**Recorded data:**
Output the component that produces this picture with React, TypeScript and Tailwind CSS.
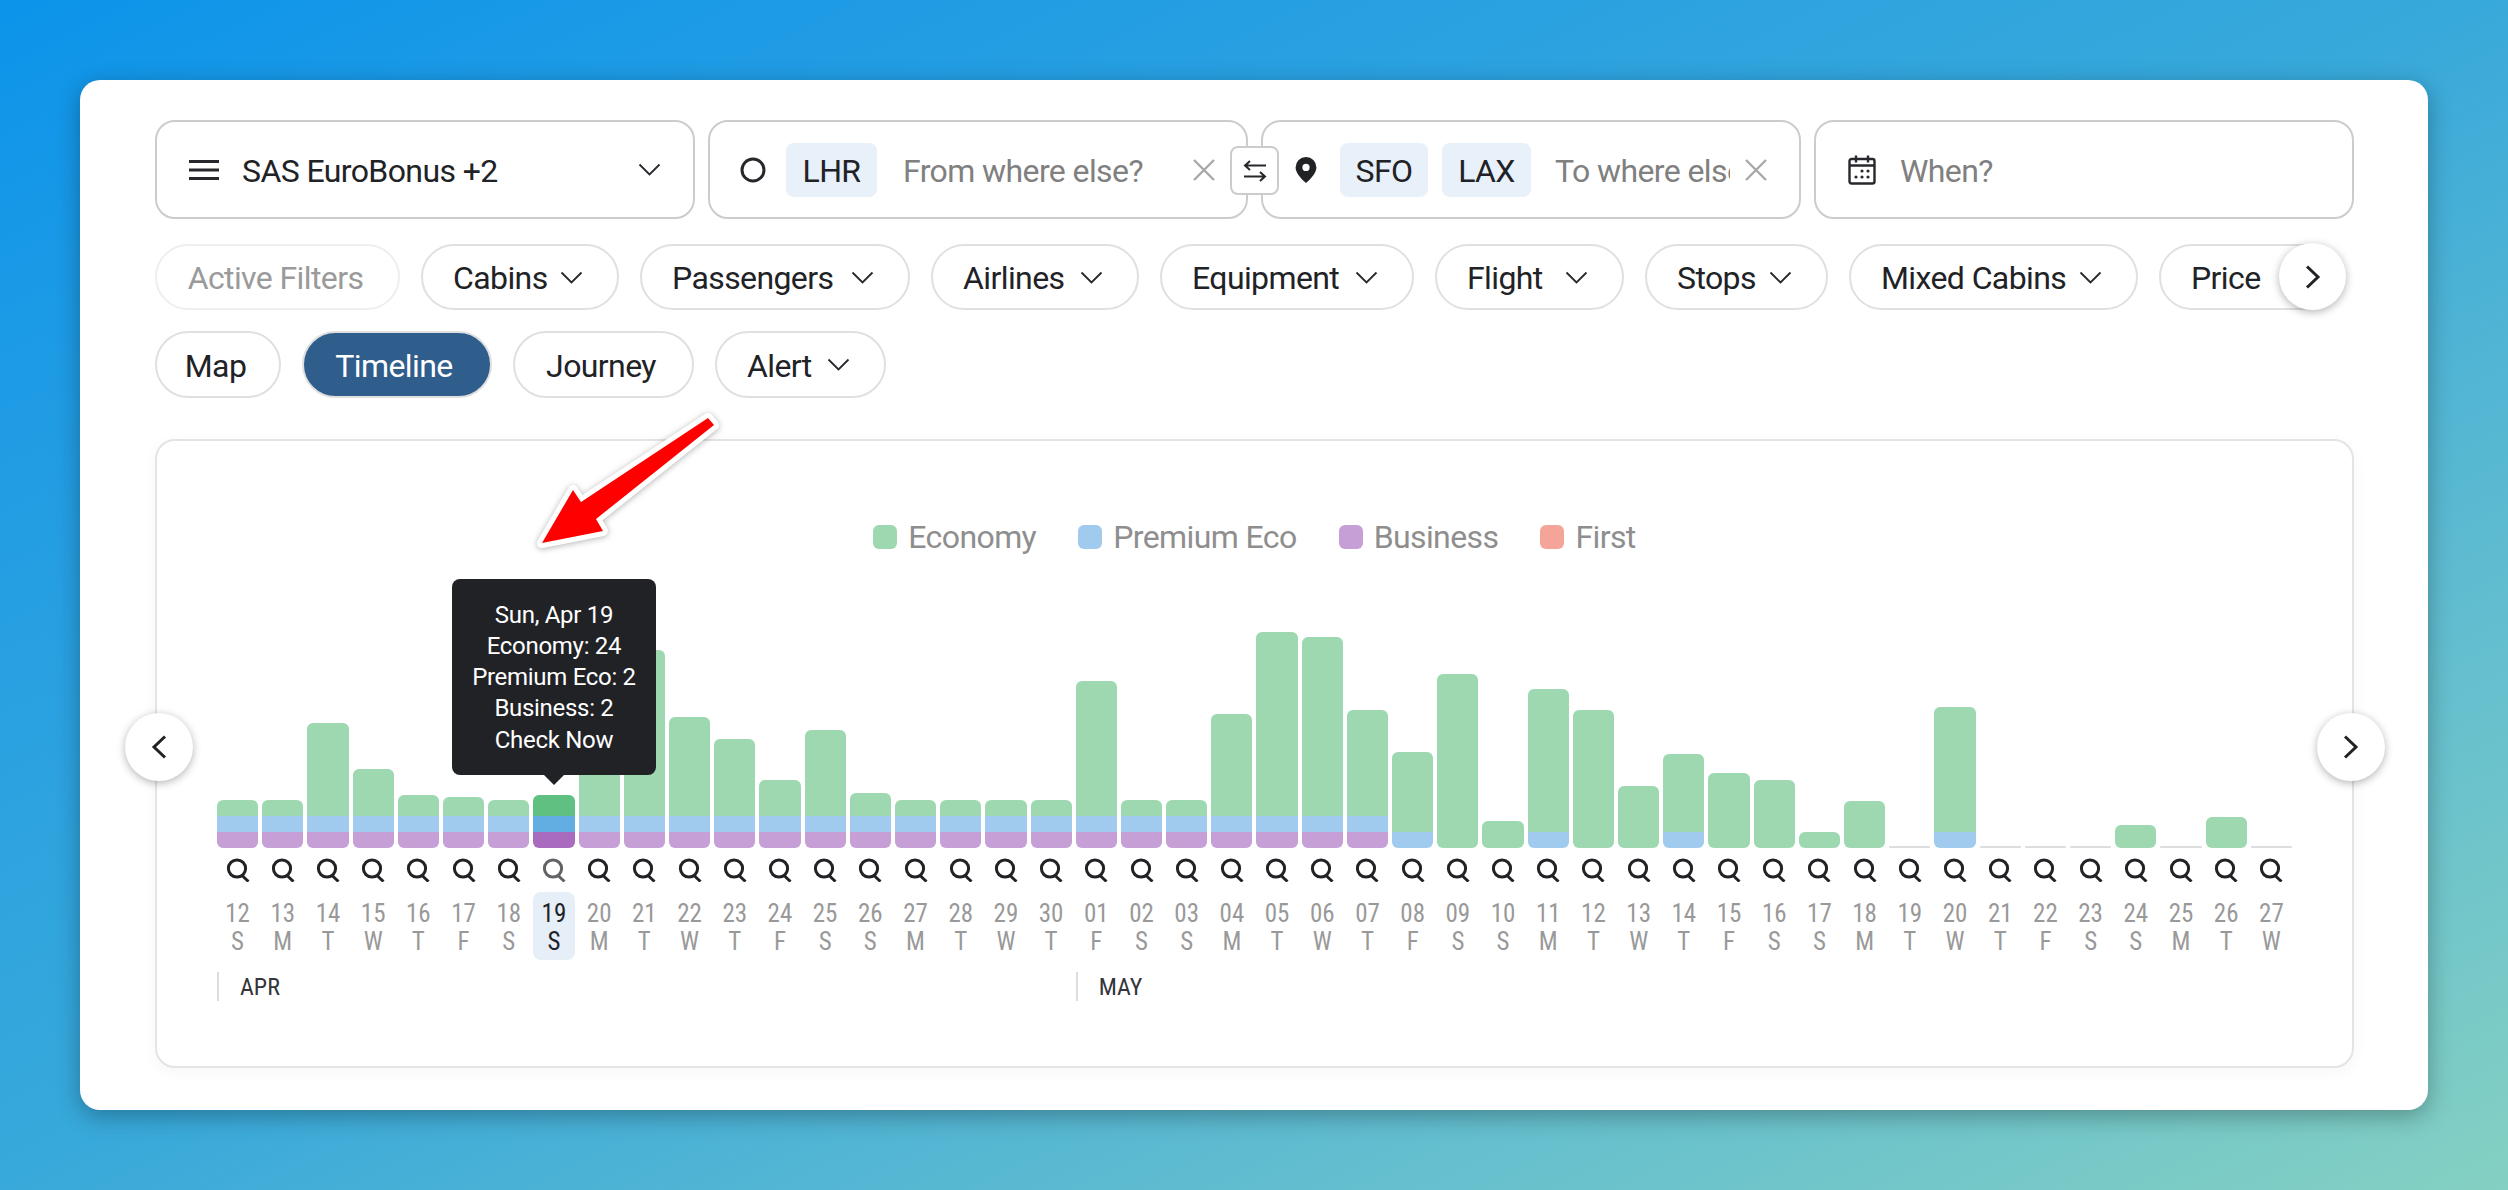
import React from 'react';

const LETTERS = 'SMTWTFS';
const BASE_Y = 848;

// top edge of each bar in the picture and how many cabins are stacked in it
const APR: [number, number][] = [
  [800, 3], [800, 3], [723, 3], [769, 3], [795, 3], [797, 3], [800, 3], [795, 3], [700, 3], [650, 3],
  [717, 3], [739, 3], [780, 3], [730, 3], [793, 3], [800, 3], [800, 3], [800, 3], [800, 3],
];
const MAY: [number, number][] = [
  [681, 3], [800, 3], [800, 3], [714, 3], [632, 3], [637, 3], [710, 3], [752, 2], [674, 1], [821, 1],
  [689, 2], [710, 1], [786, 1], [754, 2], [773, 1], [780, 1], [832, 1], [801, 1], [BASE_Y, 0], [707, 2],
  [BASE_Y, 0], [BASE_Y, 0], [BASE_Y, 0], [825, 1], [BASE_Y, 0], [817, 1], [BASE_Y, 0],
];

const days = [
  ...APR.map(([top, tier], i) => ({ day: String(12 + i), top, tier })),
  ...MAY.map(([top, tier], i) => ({ day: String(i + 1).padStart(2, '0'), top, tier })),
].map((d, i) => ({ ...d, letter: LETTERS[i % 7], active: i === 7 }));

const filters = [
  { label: 'Active Filters', cls: 'w-[245px] justify-center border-[#eeeeee] text-[#9a9a9a]', chevron: false },
  { label: 'Cabins', cls: 'w-[198px] justify-between', chevron: true },
  { label: 'Passengers', cls: 'w-[270px] justify-between', chevron: true },
  { label: 'Airlines', cls: 'w-[208px] justify-between', chevron: true },
  { label: 'Equipment', cls: 'w-[254px] justify-between', chevron: true },
  { label: 'Flight', cls: 'w-[189px] justify-between', chevron: true },
  { label: 'Stops', cls: 'w-[183px] justify-between', chevron: true },
  { label: 'Mixed Cabins', cls: 'w-[289px] justify-between', chevron: true },
  { label: 'Price', cls: 'w-[180px] justify-between', chevron: false },
];

const legend = [
  { label: 'Economy', cls: 'bg-[#9ed8b0]' },
  { label: 'Premium Eco', cls: 'bg-[#a0cbee]' },
  { label: 'Business', cls: 'bg-[#c59fd6]' },
  { label: 'First', cls: 'bg-[#f5a49a]' },
];

const Chevron = ({ className = 'w-[23px] h-[13px]' }: { className?: string }) => (
  <svg viewBox="0 0 23 13" className={className} fill="none" stroke="#26282c" strokeWidth="1.800">
    <path d="M1.500 1.500 11.500 11.500 21.500 1.500" />
  </svg>
);

const Side = ({ dir }: { dir: 'left' | 'right' }) => (
  <svg viewBox="0 0 16 24" className="w-[16px] h-[24px]" fill="none" stroke="#212226" strokeWidth="3">
    <path d={dir === 'left' ? 'M14 1.500 3 12l11 10.500' : 'M2 1.500 13 12 2 22.500'} />
  </svg>
);

const Cross = () => (
  <svg viewBox="0 0 24 24" className="w-[24px] h-[24px] shrink-0" fill="none" stroke="#a8a8a8" strokeWidth="2.400">
    <path d="M2 2l20 20M22 2 2 22" />
  </svg>
);

const SearchGlyph = ({ dim }: { dim: boolean }) => (
  <svg viewBox="0 0 24 24" className={dim ? 'w-[24px] h-[24px] opacity-70' : 'w-[24px] h-[24px]'} fill="none" stroke="#212226" strokeWidth="3">
    <circle cx="11" cy="10.500" r="8.600" />
    <path d="M15.500 17 22.500 23.500" />
  </svg>
);

const Tag = ({ className, children }: { className: string; children: React.ReactNode }) => (
  <span className={`shrink-0 h-[54px] pt-[2px] flex items-center justify-center rounded-[8px] bg-[#e8f0f9] ${className}`}>{children}</span>
);

const Pill = ({ className = '', children }: { className?: string; children: React.ReactNode }) => (
  <div className={`shrink-0 rounded-full border-2 border-[#e0e0e0] flex items-center ${className}`}>
    {children}
  </div>
);

const Tooltip = () => (
  <div className="absolute z-10 bottom-[calc(100%+20px)] left-1/2 -translate-x-1/2 w-[204px] pt-[21px] pb-[19px] rounded-[8px] bg-[#212226] text-white text-center text-[24px] tracking-[-0.3px] leading-[31.300px]">
    <div>Sun, Apr 19</div>
    <div>Economy: 24</div>
    <div>Premium Eco: 2</div>
    <div>Business: 2</div>
    <div>Check Now</div>
    <div className="absolute top-full left-1/2 -translate-x-1/2 border-x-[10px] border-t-[10px] border-x-transparent border-t-[#212226]" />
  </div>
);

const DayBar = ({ top, tier, active }: { top: number; tier: number; active: boolean }) => {
  if (tier === 0) return <div className="w-full h-[2px] rounded-full bg-[#dddddd]" />;
  return (
    <div className="relative w-full" style={{ height: BASE_Y - top }}>
      {active && <Tooltip />}
      <div className="h-full flex flex-col rounded-[6px] overflow-hidden">
        <div className={active ? 'flex-1 bg-[#5fc081]' : 'flex-1 bg-[#9ed8b0]'} />
        {tier >= 2 && <div className={active ? 'h-[16px] bg-[#62ade2]' : 'h-[16px] bg-[#a0cbee]'} />}
        {tier >= 3 && <div className={active ? 'h-[16px] bg-[#a86bbd]' : 'h-[16px] bg-[#c59fd6]'} />}
      </div>
    </div>
  );
};

export default function App() {
  return (
    <div className="relative w-[2508px] h-[1190px] p-[80px] bg-linear-to-br from-[#0a94ea] via-[#38a9da] to-[#84d0c2] font-['Roboto',sans-serif] text-[32px] tracking-[-0.6px] whitespace-nowrap text-[#212226] overflow-hidden">
      <div className="h-full rounded-[20px] bg-white shadow-[0_6px_24px_rgba(0,0,0,0.3)] pt-[40px] pl-[75px] pr-[74px]">
        {/* search fields */}
        <div className="relative grid grid-cols-4 gap-[13px] h-[99px]">
          <div className="flex items-center rounded-[20px] border-2 border-[#cccccc] pl-[32px] pr-[32px]">
            <svg viewBox="0 0 30 22" className="w-[30px] h-[22px] shrink-0" fill="none" stroke="#26282c" strokeWidth="3">
              <path d="M0 2.500h30M0 11h30M0 19.500h30" />
            </svg>
            <span className="ml-[23px] flex-1 pt-[3px]">SAS EuroBonus +2</span>
            <Chevron />
          </div>
          <div className="flex items-center rounded-[20px] border-2 border-[#cccccc] pl-[30px] pr-[30px]">
            <svg viewBox="0 0 26 26" className="w-[26px] h-[26px] shrink-0" fill="none" stroke="#26282c" strokeWidth="3">
              <circle cx="13" cy="13" r="11" />
            </svg>
            <span className="ml-[20px]"><Tag className="w-[91px]">LHR</Tag></span>
            <span className="ml-[26px] flex-1 pt-[3px] text-[#808080]">From where else?</span>
            <Cross />
          </div>
          <div className="flex items-center rounded-[20px] border-2 border-[#cccccc] pl-[32px] pr-[30px]">
            <svg viewBox="0 0 20 25" className="w-[22px] h-[26px] shrink-0">
              <path fill="#212226" fillRule="evenodd" d="M10 0a10 10 0 0 0-10 10c0 5.500 6 11.500 10 15 4-3.500 10-9.500 10-15A10 10 0 0 0 10 0Zm0 6.500a3.500 3.500 0 1 1 0 7 3.500 3.500 0 0 1 0-7Z" />
            </svg>
            <span className="ml-[23px]"><Tag className="w-[88px]">SFO</Tag></span>
            <span className="ml-[14px]"><Tag className="w-[89px]">LAX</Tag></span>
            <span className="ml-[24px] w-[175px] pt-[3px] overflow-hidden text-[#808080]">To where else?</span>
            <span className="ml-[14px]"><Cross /></span>
          </div>
          <div className="flex items-center rounded-[20px] border-2 border-[#cccccc] pl-[32px]">
            <svg viewBox="0 0 28 30" className="w-[28px] h-[30px] shrink-0" fill="none" stroke="#26282c" strokeWidth="2.400">
              <rect x="1.500" y="4" width="25" height="24.500" rx="2" />
              <path d="M1.500 10.500h25M8 0.500v7M20 0.500v7" />
              <g fill="#26282c" stroke="none">
                <circle cx="14" cy="16" r="1.600" /><circle cx="20" cy="16" r="1.600" />
                <circle cx="8" cy="22" r="1.600" /><circle cx="14" cy="22" r="1.600" /><circle cx="20" cy="22" r="1.600" />
              </g>
            </svg>
            <span className="ml-[24px] pt-[3px] text-[#808080]">When?</span>
          </div>
          <div className="absolute left-[1075px] top-[26px] w-[49px] h-[49px] rounded-[8px] border-2 border-[#cccccc] bg-white flex items-center justify-center">
            <svg viewBox="0 0 24 22" className="w-[24px] h-[22px]" fill="none" stroke="#26282c" strokeWidth="2">
              <path d="M23 5.500H2M7 1 2 5.500 7 10M1 16.500h21M17 12l5 4.500-5 4.500" />
            </svg>
          </div>
        </div>

        {/* filter chips */}
        <div className="relative mt-[25px]">
          <div className="flex gap-[21px] overflow-hidden">
            {filters.map((f) => (
              <Pill key={f.label} className={`h-[66px] pl-[30px] pr-[34px] ${f.cls}`}>
                <span className="pt-[2px]">{f.label}</span>
                {f.chevron && <Chevron />}
              </Pill>
            ))}
          </div>
          <button className="absolute left-[2124px] -top-px w-[67px] h-[67px] rounded-full bg-white shadow-[0_2px_8px_rgba(0,0,0,0.3)] flex items-center justify-center">
            <Side dir="right" />
          </button>
        </div>

        {/* view switch */}
        <div className="flex gap-[21px] mt-[21px]">
          <Pill className="h-[67px] w-[126px] pr-[5px] justify-center"><span className="pt-[2px]">Map</span></Pill>
          <Pill className="h-[67px] w-[190px] pr-[6px] justify-center border-[#2f5d8c] bg-[#2f5d8c] text-white"><span className="pt-[2px]">Timeline</span></Pill>
          <Pill className="h-[67px] w-[181px] pr-[5px] justify-center"><span className="pt-[2px]">Journey</span></Pill>
          <Pill className="h-[67px] w-[171px] pl-[30px] pr-[34px] justify-between"><span className="pt-[2px]">Alert</span><Chevron /></Pill>
        </div>

        {/* timeline chart */}
        <div className="relative mt-[41px] h-[629px] rounded-[20px] border-2 border-[#e4e4e4] shadow-[0_4px_16px_rgba(0,0,0,0.04)] pt-[82px] pl-[60px] pr-[60px]">
          <div className="flex justify-center gap-[42px] h-[27px] text-[#8e8e8e]">
            {legend.map((l) => (
              <div key={l.label} className="flex items-center gap-[11px]">
                <span className={`w-[24px] h-[24px] rounded-[6px] ${l.cls}`} />
                <span>{l.label}</span>
              </div>
            ))}
          </div>

          <div className="grid grid-cols-[repeat(46,minmax(0,1fr))] gap-x-[4px]">
            {days.map((d, i) => (
              <div key={i} className="flex flex-col items-center">
                <div className="w-full h-[298px] flex items-end">
                  <DayBar top={d.top} tier={d.tier} active={d.active} />
                </div>
                <div className="mt-[10px] h-[24px]"><SearchGlyph dim={d.active} /></div>
                <div className={`mt-[10px] w-full h-[68px] pt-[3px] rounded-[8px] flex flex-col items-center justify-center text-[25px] tracking-normal leading-[28px] [font-stretch:75%] ${d.active ? 'bg-[#e6eef8] text-[#212226]' : 'text-[#999999]'}`}>
                  <span>{d.day}</span>
                  <span>{d.letter}</span>
                </div>
              </div>
            ))}
          </div>

          <div className="grid grid-cols-[repeat(46,minmax(0,1fr))] gap-x-[4px] mt-[12px] text-[24px] tracking-normal text-[#33353a] [font-stretch:85%]">
            <div className="col-span-19 h-[29px] border-l-2 border-[#dddddd] pl-[21px] flex items-center">APR</div>
            <div className="col-span-27 h-[29px] border-l-2 border-[#dddddd] pl-[21px] flex items-center">MAY</div>
          </div>

          <button className="absolute -left-[32px] top-[272px] w-[68px] h-[68px] rounded-full bg-white shadow-[0_2px_8px_rgba(0,0,0,0.3)] flex items-center justify-center">
            <Side dir="left" />
          </button>
          <button className="absolute -right-[33px] top-[272px] w-[68px] h-[68px] rounded-full bg-white shadow-[0_2px_8px_rgba(0,0,0,0.3)] flex items-center justify-center">
            <Side dir="right" />
          </button>
        </div>
      </div>

      {/* red annotation arrow */}
      <svg viewBox="0 0 195 150" className="absolute left-[530px] top-[405px] w-[195px] h-[150px] drop-shadow-[0_1px_3px_rgba(0,0,0,0.3)]">
        <path
          d="M12 138 43 85 51 97 178 13 184 20 66 114 73 126Z"
          fill="#ff0000"
          stroke="#ffffff"
          strokeWidth="10"
          strokeLinejoin="round"
          paintOrder="stroke"
        />
      </svg>
    </div>
  );
}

**Task:** Begin at the first line of the data above and repeat each line exactly, stopping after the line containing "letter: LETTERS[i %". Omit the pictures.

**Task result:**
Output the component that produces this picture with React, TypeScript and Tailwind CSS.
import React from 'react';

const LETTERS = 'SMTWTFS';
const BASE_Y = 848;

// top edge of each bar in the picture and how many cabins are stacked in it
const APR: [number, number][] = [
  [800, 3], [800, 3], [723, 3], [769, 3], [795, 3], [797, 3], [800, 3], [795, 3], [700, 3], [650, 3],
  [717, 3], [739, 3], [780, 3], [730, 3], [793, 3], [800, 3], [800, 3], [800, 3], [800, 3],
];
const MAY: [number, number][] = [
  [681, 3], [800, 3], [800, 3], [714, 3], [632, 3], [637, 3], [710, 3], [752, 2], [674, 1], [821, 1],
  [689, 2], [710, 1], [786, 1], [754, 2], [773, 1], [780, 1], [832, 1], [801, 1], [BASE_Y, 0], [707, 2],
  [BASE_Y, 0], [BASE_Y, 0], [BASE_Y, 0], [825, 1], [BASE_Y, 0], [817, 1], [BASE_Y, 0],
];

const days = [
  ...APR.map(([top, tier], i) => ({ day: String(12 + i), top, tier })),
  ...MAY.map(([top, tier], i) => ({ day: String(i + 1).padStart(2, '0'), top, tier })),
].map((d, i) => ({ ...d, letter: LETTERS[i % 7], active: i === 7 }));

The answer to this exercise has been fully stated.